If there is such a thing as seasonal anxiety, then I have it, and it comes in the last three weeks of every semester.

The vicious cycle begins the Saturday of Thanksgiving break when I begin to anticipate what will surely happen on Monday — a barrage of projects, essays and endless deadlines.

As I am on the brink of freaking out, I quickly try to numb the pain by catching up on “The Blacklist” and “Scandal” and slowly my nerves calm back down.
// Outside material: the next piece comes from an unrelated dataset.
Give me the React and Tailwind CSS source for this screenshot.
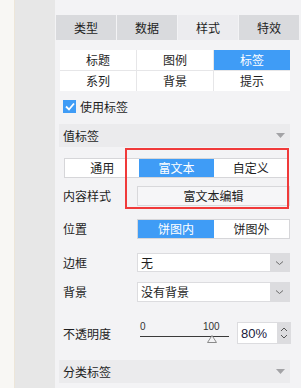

I am satiated for a day.

Then Sunday, as I drive back to the real world of Lexington and school, it hits me again.

That is when the hyperventilating begins, followed by a panicked desperation and finishing with a frantic rush to make a schedule of what will inevitably be three weeks of restless nights, scarce meals and more episodes of panic.

As what I have ahead of me sinks in, I decide that what will serve me best is a short nap — which I awake from eight hours later as the panic sets in again.

Fast forward through a week of writing six-page papers, making websites, finishing labs and going to work — without sleep, because sleep is for the weak — and I find myself with a surprising break Friday evening.

All of a sudden there is a calm that settles over everything and I find myself falling into a deep stupor.

When I awake, it is Sunday and the week repeats itself, except this time, it’s called “Dead Week,” to symbolize how I feel inside.

As soon as this week ends, I will wake on Sunday with no more projects and have a brief moment of jubilation, which will expire as soon as I see that now my schedule is made up of three days jam-packed with tests and studying for other finals.

As each one ends, I will feel more and more years of my life being sucked out from the intense strain that anxiety puts on the body until Wednesday night when it is all over.

I may either break down and cry tears of joy or begin an assortment of ecstatic dances in my apartment because I won’t have to turn in another assignment or face some kind of test until January.

According to the National College Health Assessment conducted by American College Health Association in the Spring of 2014, in the last 12 months, 86.4 percent of college students felt overwhelmed by all they had to do, 82.1 percent felt exhausted (from something other than physical activity), 32.6 percent felt so depressed that it was difficult to function and 54 percent felt overwhelming anxiety.

Adults living in the “real world” and the stereotype of a wasted and party-crazed college student devalue our plight as hard-working people.

The anxiety we face is a serious issue, which is why our colleges and government need to take better measures to prevent and reduce it if we don’t want to see more students succumb to end-of-semester stress.